‘Takedown’: 454 Years of Humiliation
Wall Street Journal, June 4, 2016
If there is an online genre of the moment, it just might be the “takedown.”
Those who sympathize with these withering critiques of an opposing view often share them appreciatively. In the typically breathless style of clickbait exhortations, such critiques are often hyped as “epic.”
These days, Donald Trump is often the target. Thus we see headlines like “Elizabeth Warren Lays Waste to Donald Trump With This Epic Takedown,” from the Huffington Post, or “ Jake Tapper’s ‘Pro-Truth’ Donald Trump Takedown is a Shining Example of the Journalism We Need,” from the women’s website Bustle.
While an “epic takedown” sounds like a devastating attack that one could hardly survive, very often—as is the case with Mr.
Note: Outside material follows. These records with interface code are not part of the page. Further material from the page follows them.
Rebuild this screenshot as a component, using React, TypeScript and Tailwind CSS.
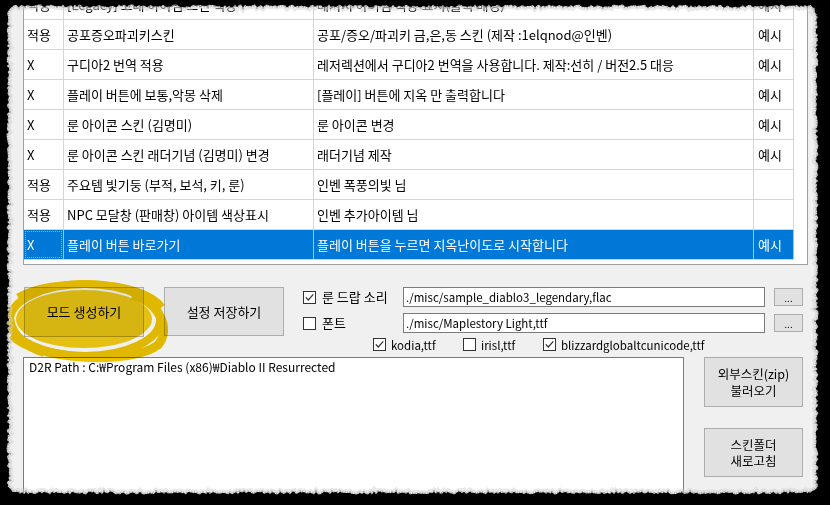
import React from "react";

type Row = { a: string; b: string; c: string; d: string; sel?: boolean };

const rows: Row[] = [
  { a: "적용", b: "[Legacy] 고대 아이템 스킨 색상", c: "레거시 아이템 색상 표시(블록 배경)", d: "예시" },
  { a: "적용", b: "공포증오파괴키스킨", c: "공포/증오/파괴키 금,은,동 스킨 (제작 :1elqnod@인벤)", d: "예시" },
  { a: "X", b: "구디아2 번역 적용", c: "레저렉션에서 구디아2 번역을 사용합니다. 제작:선히 / 버전2.5 대응", d: "예시" },
  { a: "X", b: "플레이 버튼에 보통,악몽 삭제", c: "[플레이] 버튼에 지옥 만 출력합니다", d: "예시" },
  { a: "X", b: "룬 아이콘 스킨 (김명미)", c: "룬 아이콘 변경", d: "예시" },
  { a: "X", b: "룬 아이콘 스킨 래더기념 (김명미) 변경", c: "래더기념 제작", d: "예시" },
  { a: "적용", b: "주요템 빛기둥 (부적, 보석, 키, 룬)", c: "인벤 폭풍의빛 님", d: "" },
  { a: "적용", b: "NPC 모달창 (판매창) 아이템 색상표시", c: "인벤 추가아이템 님", d: "" },
  { a: "X", b: "플레이 버튼 바로가기", c: "플레이 버튼을 누르면 지옥난이도로 시작합니다", d: "예시", sel: true },
];

function tornPath(): string {
  let s = 987654;
  const r = () => {
    s = (s * 16807) % 2147483647;
    return s / 2147483647;
  };
  const L = 8, T = 6, R = 817, B = 493, c = 9;
  const pts: string[] = [];
  const add = (x: number, y: number) => pts.push(`${x.toFixed(1)},${y.toFixed(1)}`);
  const n = () => (r() - 0.5) * 3;
  const arc = (cx: number, cy: number, a0: number, a1: number) => {
    for (let i = 0; i <= 6; i++) {
      const a = a0 + ((a1 - a0) * i) / 6;
      const rr = c + n();
      add(cx + rr * Math.cos(a), cy + rr * Math.sin(a));
    }
  };
  arc(L + c, T + c, Math.PI, 1.5 * Math.PI);
  for (let x = L + c; x <= R - c; x += 2) add(x, T + n());
  arc(R - c, T + c, 1.5 * Math.PI, 2 * Math.PI);
  for (let y = T + c; y <= B - c; y += 2) add(R + n(), y);
  arc(R - c, B - c, 0, 0.5 * Math.PI);
  for (let x = R - c; x >= L + c; x -= 2) add(x, B + n());
  arc(L + c, B - c, 0.5 * Math.PI, Math.PI);
  for (let y = B - c; y >= T + c; y -= 2) add(L + n(), y);
  return "M" + pts.join("L") + "Z";
}

const inner = tornPath();

function Check({ checked }: { checked: boolean }) {
  return (
    <span className="w-[13px] h-[13px] border border-[#333333] bg-white flex items-center justify-center shrink-0">
      {checked && (
        <svg width="11" height="11" viewBox="0 0 11 11">
          <path d="M1.8 5.3 L4.3 8 L9.3 2.3" stroke="#333333" strokeWidth="1.2" fill="none" />
        </svg>
      )}
    </span>
  );
}

function GridRow({ row }: { row: Row }) {
  const bg = row.sel ? "bg-[#0078d7] text-white" : "bg-white text-black";
  const bd = row.sel ? "border-[#9cc3ea]" : "border-[#d5d5d5]";
  return (
    <div className={`flex w-[770px] h-[30px] shrink-0 border-b border-[#d5d5d5] ${bg}`}>
      <div className={`relative w-[40px] border-r ${bd} pl-[3px] flex items-center whitespace-nowrap`}>
        {row.sel && <span className="absolute inset-[1px] border border-dotted border-[#e8a050]" />}
        {row.a}
      </div>
      <div className={`w-[250px] border-r ${bd} pl-[3px] flex items-center whitespace-nowrap overflow-hidden`}>{row.b}</div>
      <div className={`w-[440px] border-r ${bd} pl-[3px] flex items-center whitespace-nowrap overflow-hidden`}>{row.c}</div>
      <div className={`w-[40px] border-r ${bd} pl-[4px] flex items-center whitespace-nowrap`}>{row.d}</div>
    </div>
  );
}

export default function App() {
  return (
    <div className="relative w-[830px] h-[505px] overflow-hidden bg-[#f0f0f0] text-[12px] leading-[16px] text-black font-['Noto_Sans_CJK_KR',sans-serif]">
      <div className="flex flex-col pl-[23px]">
        {/* data grid */}
        <div className="w-[785px] h-[265px] overflow-hidden flex flex-col justify-end bg-white border-x border-b border-[#a0a0a0] text-[13px]">
          {rows.map((r, i) => (
            <GridRow key={i} row={r} />
          ))}
          <div className="h-[4px] shrink-0" />
        </div>

        {/* controls */}
        <div className="h-[92px] flex items-start pt-[22px]">
          <button className="ml-[1px] w-[120px] h-[50px] bg-[#e1e1e1] border border-[#adadad] flex items-center justify-center text-[13px]">
            모드 생성하기
          </button>
          <button className="ml-[20px] w-[120px] h-[49px] bg-[#e1e1e1] border border-[#adadad] flex items-center justify-center text-[13px]">
            설정 저장하기
          </button>
          <div className="ml-[19px] flex flex-col">
            <div className="h-[20px] flex items-center">
              <div className="w-[100px] flex items-center gap-[6px] text-[13px]">
                <Check checked />
                <span>룬 드랍 소리</span>
              </div>
              <div className="w-[362px] h-[20px] bg-white border border-[#7a7a7a] pl-[2px] flex items-center whitespace-nowrap text-[11.5px]">
                ./misc/sample_diablo3_legendary,flac
              </div>
              <button className="ml-[9px] w-[29px] h-[18px] bg-[#e1e1e1] border border-[#adadad] flex items-end justify-center text-[10px] leading-[14px]">
                ...
              </button>
            </div>
            <div className="mt-[6px] h-[20px] flex items-center">
              <div className="w-[100px] flex items-center gap-[6px] text-[13px]">
                <Check checked={false} />
                <span>폰트</span>
              </div>
              <div className="w-[362px] h-[20px] bg-white border border-[#7a7a7a] pl-[2px] flex items-center whitespace-nowrap text-[11.5px]">
                ./misc/Maplestory Light,ttf
              </div>
              <button className="ml-[9px] w-[29px] h-[18px] bg-[#e1e1e1] border border-[#adadad] flex items-end justify-center text-[10px] leading-[14px]">
                ...
              </button>
            </div>
            <div className="mt-[5px] h-[13px] pl-[70px] flex items-center text-[11.5px]">
              <div className="w-[90px] flex items-center gap-[5px]">
                <Check checked />
                <span>kodia,ttf</span>
              </div>
              <div className="w-[80px] flex items-center gap-[5px]">
                <Check checked={false} />
                <span>irisl,ttf</span>
              </div>
              <div className="flex items-center gap-[5px]">
                <Check checked />
                <span>blizzardglobaltcunicode,ttf</span>
              </div>
            </div>
          </div>
        </div>

        {/* log + side buttons */}
        <div className="flex items-start">
          <div className="w-[661px] h-[160px] bg-white border border-[#7a7a7a] pl-[5px] pt-[1px] whitespace-nowrap text-[12px]">
            D2R Path : C:₩Program Files (x86)₩Diablo II Resurrected
          </div>
          <div className="ml-[20px] flex flex-col gap-[21px] text-[12.5px]">
            <button className="w-[99px] h-[50px] bg-[#e1e1e1] border border-[#adadad] flex flex-col items-center justify-center leading-[17px]">
              <span>외부스킨(zip)</span>
              <span>불러오기</span>
            </button>
            <button className="w-[99px] h-[49px] bg-[#e1e1e1] border border-[#adadad] flex flex-col items-center justify-center leading-[16px]">
              <span>스킨폴더</span>
              <span>새로고침</span>
            </button>
          </div>
        </div>
      </div>

      {/* yellow highlighter scribble */}
      <svg
        className="absolute left-0 top-[275px] mix-blend-multiply pointer-events-none"
        width="180"
        height="90"
        viewBox="0 0 180 90"
      >
        <ellipse cx="84" cy="44" rx="68" ry="29" fill="#f2c800" opacity="0.92" />
        <ellipse cx="85" cy="45" rx="75" ry="36" fill="none" stroke="#eec400" strokeWidth="8" />
        <path d="M12,60 C36,86 132,90 158,70 C172,54 158,26 132,20" fill="none" stroke="#eec400" strokeWidth="9" />
        <path d="M18,22 C50,2 142,4 162,32" fill="none" stroke="#eec400" strokeWidth="7" />
        <path d="M10,36 C8,56 24,72 44,78" fill="none" stroke="#eec400" strokeWidth="8" />
      </svg>

      {/* torn paper edge */}
      <svg className="absolute inset-0 pointer-events-none" width="830" height="505" viewBox="0 0 830 505">
        <path d={inner} fill="none" stroke="#cfcfcf" strokeWidth="7" opacity="0.5" />
        <path d={inner} fill="none" stroke="#8a8a8a" strokeWidth="3" strokeDasharray="1 1.5" opacity="0.7" />
        <path d={"M0,0H830V505H0Z " + inner} fill="#000000" fillRule="evenodd" />
      </svg>
    </div>
  );
}
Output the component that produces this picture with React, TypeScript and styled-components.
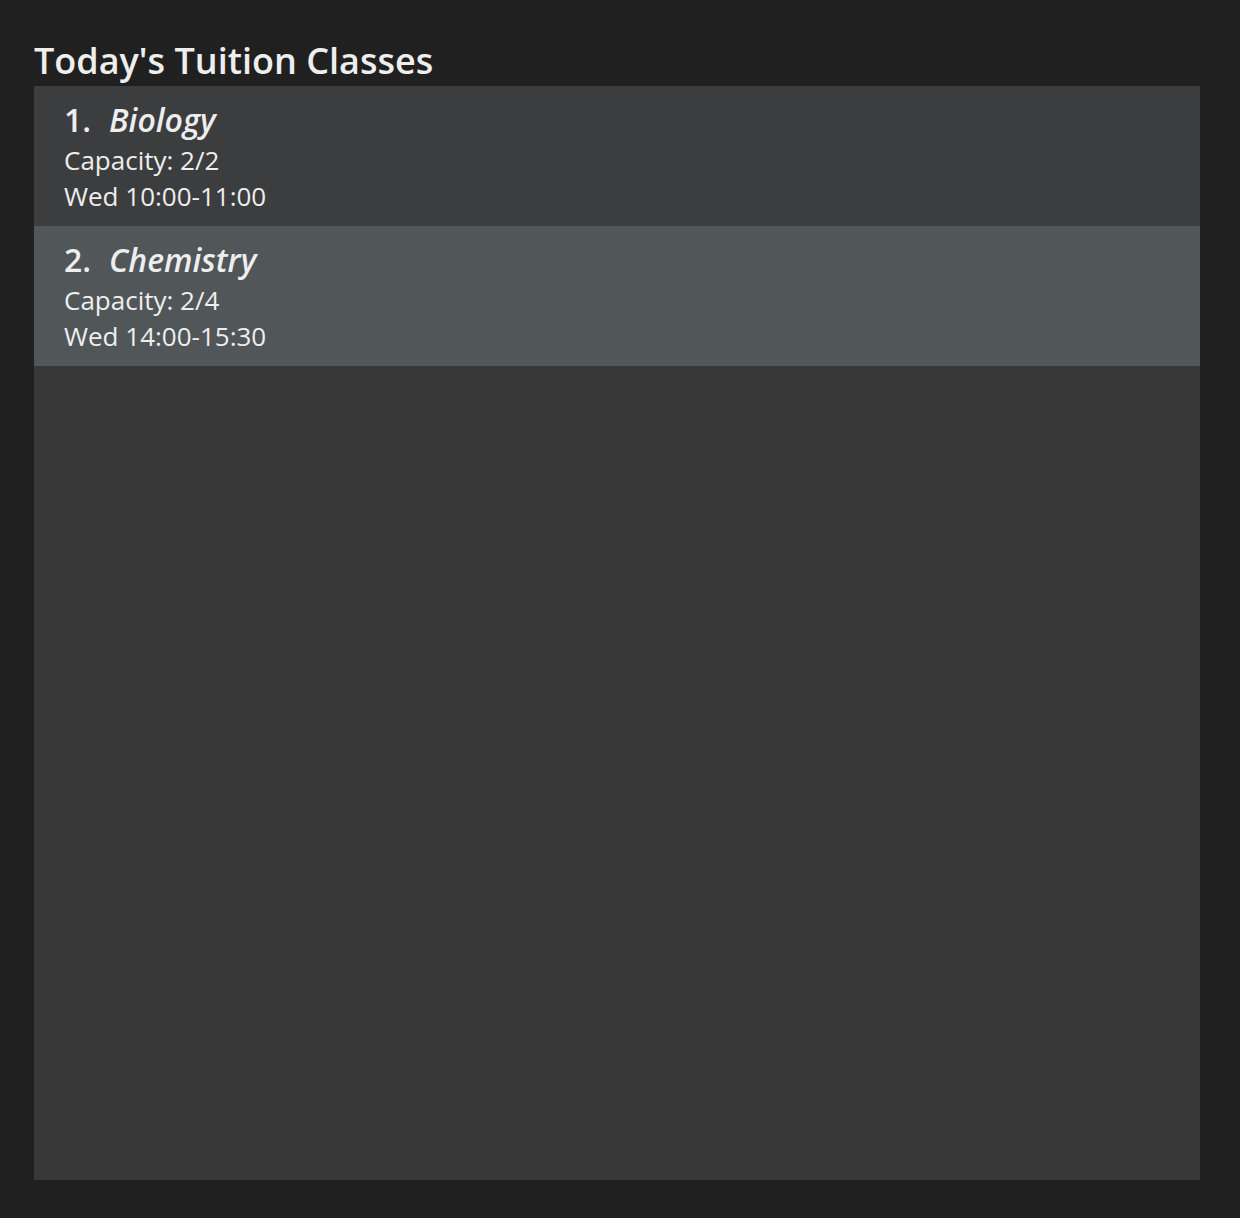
import React from "react";
import styled, { createGlobalStyle } from "styled-components";

const Global = createGlobalStyle`
  html, body { margin: 0; padding: 0; background: #202020; }
  body { font-family: "Open Sans", "Noto Sans", sans-serif; color: #eeeeee; }
`;

const Page = styled.div`
  box-sizing: border-box;
  height: 1218px;
  padding: 37px 40px 38px 34px;
  display: flex;
  flex-direction: column;
`;

const Title = styled.h1`
  margin: 0 0 1px 0;
  font-size: 36px;
  line-height: 48px;
  font-weight: 600;
  color: #eeeeee;
`;

const Panel = styled.div`
  flex: 1;
  background: #383838;
  display: flex;
  flex-direction: column;
`;

const Row = styled.div<{ $selected?: boolean }>`
  height: 140px;
  box-sizing: border-box;
  padding: 14px 30px 12px 30px;
  background: ${(p) => (p.$selected ? "#515659" : "#3c3d3f")};
  display: flex;
  flex-direction: column;
`;

const Header = styled.div`
  font-size: 32px;
  line-height: 40px;
  font-weight: 600;
  margin-bottom: 2px;
  display: flex;
  gap: 18px;
`;

const Name = styled.span`
  font-style: italic;
`;

const Detail = styled.div`
  font-size: 26px;
  line-height: 36px;
  font-weight: 400;
`;

const classes = [
  { name: "Biology", capacity: "2/2", time: "Wed 10:00-11:00" },
  { name: "Chemistry", capacity: "2/4", time: "Wed 14:00-15:30" },
];

export default function App() {
  return (
    <>
      <Global />
      <Page>
        <Title>Today's Tuition Classes</Title>
        <Panel>
          {classes.map((c, i) => (
            <Row key={c.name} $selected={i === 1}>
              <Header>
                <span>{i + 1}.</span>
                <Name>{c.name}</Name>
              </Header>
              <Detail>Capacity: {c.capacity}</Detail>
              <Detail>{c.time}</Detail>
            </Row>
          ))}
        </Panel>
      </Page>
    </>
  );
}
Trump—the person on the receiving end may not even seem chastened by the criticism.
The roots of the combative word lie in the phrasal verb “take down,” which has been used since the 14th century for the action of moving something to a lower position. As early as 1562, according to the Oxford English Dictionary, “take down” could also be used for humbling a person or keeping someone’s arrogance in check.
The humiliating sense has sometimes appeared in longer idiomatic phrases like “take down a peg” or “take down a buttonhole.” InSamuel Butler’s narrative poem “Hudibras,” from 1664, a character boasts of besting his opponents: “We still have worsted all your holy tricks…and took your grandees down a peg.” While it is unclear what the “peg” originally referred to, some believe it was an allusion to the pegs on a ship used to raise and lower flags, or to a peg-tankard. Meant for group drinking, such a tankard measured a person’s assigned portion by means of a vertical row of pegs.
By the mid-19th century, the noun “takedown” began to get used for the act of humbling someone. An 1866 item in the Monthly Packet, a British magazine, mocked those who claim to be misunderstood “if their vanity gets a takedown.”
In American usage, “takedown” soon took on an array of meanings, including a win in gambling or a police arrest involving physical restraint. In wrestling and martial arts, “takedown” came to refer to a maneuver in which an opponent is swiftly brought down to the ground from a standing position. A 1939 report on scoring in college wrestling meets explained, “for a takedown he [the wrestler] gets two points.”
The wrestling move has likely informed more recent uses of the word for rhetorical slams. Notably, it joins a family of rowdy nouns derived from phrasal verbs with “down” in them, including “throwdown,” “beatdown” and “smackdown.” All of these terms have moved from the physical realm to more verbal assaults. “Throwdown,” for instance, gained popularity in hip-hop circles in the 1980s to describe a particularly intense performance in a freestyle rap battle.
As for the recent surge in “takedowns,” it is perhaps an appropriate metaphor for our times, as political confrontations begin to look more like pro wrestling.